“Too often, these conversations are filled with numbers and statistics, but aren’t statistics just really numbers with the tears washed off?”

The Center for the Study of Citizenship held an open dialogue to discuss gun control in Michigan on Oct. 17 in the Student Center.

Brian Dickerson, a Detroit Free Press columnist, moderated the dialogue by starting with an open presentation and debate featuring Linda Brundage, executive director of the Michigan Coalition to Prevent Gun Violence and James Makowski, corporate counsel to the Michigan Gun Owners Association.

Organizers acted as directors by instructing participants to be open and kind as they listened to the panelists and then each other in roundtable discussions.

Among the organizers was Uroob Rahman, a senior nutrition and food science student who has been with the CSC for three years. She encouraged attendees to be ready and willing to hear new opinions.  

“It’s a conversation, rather than people just yelling at each other because the most important thing is that we need to talk about this,” said Rahman.

Rahman stressed the importance of conversation that can inform people on all sides of the argument.

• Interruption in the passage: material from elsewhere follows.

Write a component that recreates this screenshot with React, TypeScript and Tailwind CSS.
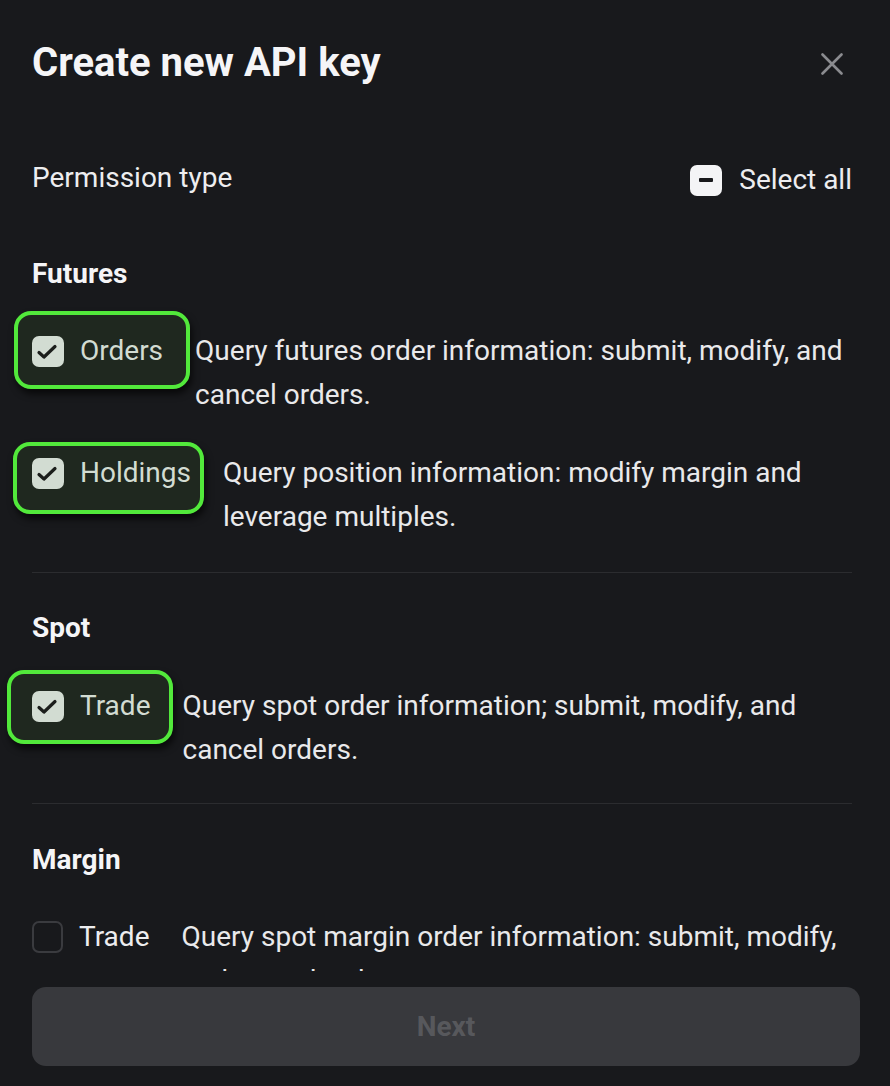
import React from "react";

const CheckIcon = () => (
  <svg width="32" height="31" viewBox="0 0 32 31" fill="none">
    <path d="M7 16.5 L12 21 L23 10.5" stroke="#1b1e1b" strokeWidth="3.2" strokeLinecap="round" strokeLinejoin="round" />
  </svg>
);

type RowProps = {
  label: string;
  desc: string;
  checked: boolean;
  hl?: string;
};

function Row({ label, desc, checked, hl }: RowProps) {
  return (
    <div className="flex items-start gap-8">
      <div className="relative flex h-[44px] shrink-0 items-center gap-4">
        {hl && (
          <div
            className={`absolute rounded-[17px] border-4 border-[#52e93b] bg-[#1f281f] shadow-[2px_5px_7px_rgba(0,0,0,0.65)] ${hl}`}
          />
        )}
        {checked ? (
          <div className="relative flex h-[31px] w-[32px] items-center justify-center rounded-[7px] bg-[#d2dcd2]">
            <CheckIcon />
          </div>
        ) : (
          <div className="relative h-[32px] w-[31px] rounded-[7px] border-2 border-[#3a3b3f]" />
        )}
        <span className={`relative text-[28px] leading-[44px] ${checked ? "text-[#d2dcd2]" : "text-[#ededef]"}`}>
          {label}
        </span>
      </div>
      <p className="text-[28px] leading-[44px] text-[#e9e9eb]">{desc}</p>
    </div>
  );
}

export default function App() {
  return (
    <div className="flex h-[1086px] w-[890px] flex-col overflow-hidden bg-[#18191c] font-[Roboto,'Liberation_Sans',sans-serif]">
      <div className="flex items-center justify-between pl-8 pr-[47px] pt-[39px]">
        <h1 className="text-[40px] font-bold leading-[48px] text-[#f5f5f7]">Create new API key</h1>
        <svg width="22" height="22" viewBox="0 0 22 22" className="mt-[1px]">
          <path d="M1.5 1.5 L20.5 20.5 M20.5 1.5 L1.5 20.5" stroke="#8a8b8f" strokeWidth="2.6" strokeLinecap="round" />
        </svg>
      </div>

      <div className="h-[884px] shrink-0 overflow-hidden pl-8 pr-[38px]">
        <div className="mt-[73px] flex h-[36px] items-center justify-between">
          <span className="text-[28px] leading-[36px] text-[#ededef]">Permission type</span>
          <div className="mt-[4px] flex items-center gap-[17px]">
            <div className="flex h-[31px] w-[32px] items-center justify-center rounded-[7px] bg-[#f4f4f6]">
              <div className="h-[4px] w-[14px] rounded-[1px] bg-[#18191c]" />
            </div>
            <span className="text-[28px] leading-[36px] text-[#ededef]">Select all</span>
          </div>
        </div>

        <h2 className="mt-[60px] text-[28px] font-bold leading-[36px] text-[#f5f5f7]">Futures</h2>
        <div className="mt-[37px]">
          <Row
            label="Orders"
            checked
            desc="Query futures order information: submit, modify, and cancel orders."
            hl="left-[-18px] right-[-27px] top-[-18px] bottom-[-16px]"
          />
        </div>
        <div className="mt-[34px]">
          <Row
            label="Holdings"
            checked
            desc="Query position information: modify margin and leverage multiples."
            hl="left-[-19px] right-[-13px] top-[-9px] bottom-[-19px]"
          />
        </div>
        <div className="mt-[33px] h-px bg-[#2b2c2f]" />

        <h2 className="mt-[37px] text-[28px] font-bold leading-[36px] text-[#f5f5f7]">Spot</h2>
        <div className="mt-[38px]">
          <Row
            label="Trade"
            checked
            desc="Query spot order information; submit, modify, and cancel orders."
            hl="left-[-25px] right-[-22px] top-[-14px] bottom-[-16px]"
          />
        </div>
        <div className="mt-[31px] h-px bg-[#2b2c2f]" />

        <h2 className="mt-[38px] text-[28px] font-bold leading-[36px] text-[#f5f5f7]">Margin</h2>
        <div className="mt-[37px]">
          <Row
            label="Trade"
            checked={false}
            desc="Query spot margin order information: submit, modify, and cancel orders."
          />
        </div>
      </div>

      <div className="mx-8 mt-[16px] flex h-[79px] w-[828px] shrink-0 items-center justify-center rounded-[14px] bg-[#38393d]">
        <span className="text-[28px] font-bold text-[#57585c]">Next</span>
      </div>
    </div>
  );
}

“All of my friends are people who think like me. Here, coming to an event that is not full of my friends, I am exposed to different opinions,” Rahman said.

Brundage discussed the importance of gun safety and the responsibility to protect one another while remembering the stories behind the statistics.

“If all we know are the numbers, [it's] much easier to turn away from the problem. I encourage you to think about the people,” Brundage said.

She was met with opposition from Makowski, who the enforcement of gun laws and the support of gun owners.

“Our gun laws are far stricter than they need to be already, but we need to enforce the existing gun laws, said Makowski. “There is no need to further restrict lawful citizens from owning firearms.”

Makowski said gun law reform would put people more at risk without protection, and the focus should be on the laws currently in place.

“We need to enforce the laws we do have,” Makowski said. “The bottom line is that no laws that are passed are going to stop gun violence.”

Dickerson guided the discussion on issues of gun violence, like background checks and the type of guns citizens should have access to.

Brundage called for the restriction of “anything that would be normally considered a weapon of war,” while Makowski said he couldn’t “see any reason why we should keep a law abiding citizen from purchasing any gun on the market.”

Brundage spoke about the access to guns as a factor of gun related deaths. She said 40 percent of guns sold in the U.S. are sold without background checks, relating them to laws like Michigan’s that do not regulate the private sales of firearms. 

After the formal presentation, Dickerson opened up the discussion where the audience talked about the topics in small groups.

Makowski said gun ownership is a protected right, adding, “there is no good reason to restrict private gun ownership.” Brundage asked people to think about the lives affected by gun violence and to ask for stricter gun laws.

“Too often, these conversations are filled with numbers and statistics, but aren’t statistics just really numbers with the tears washed off?” Brundage asked.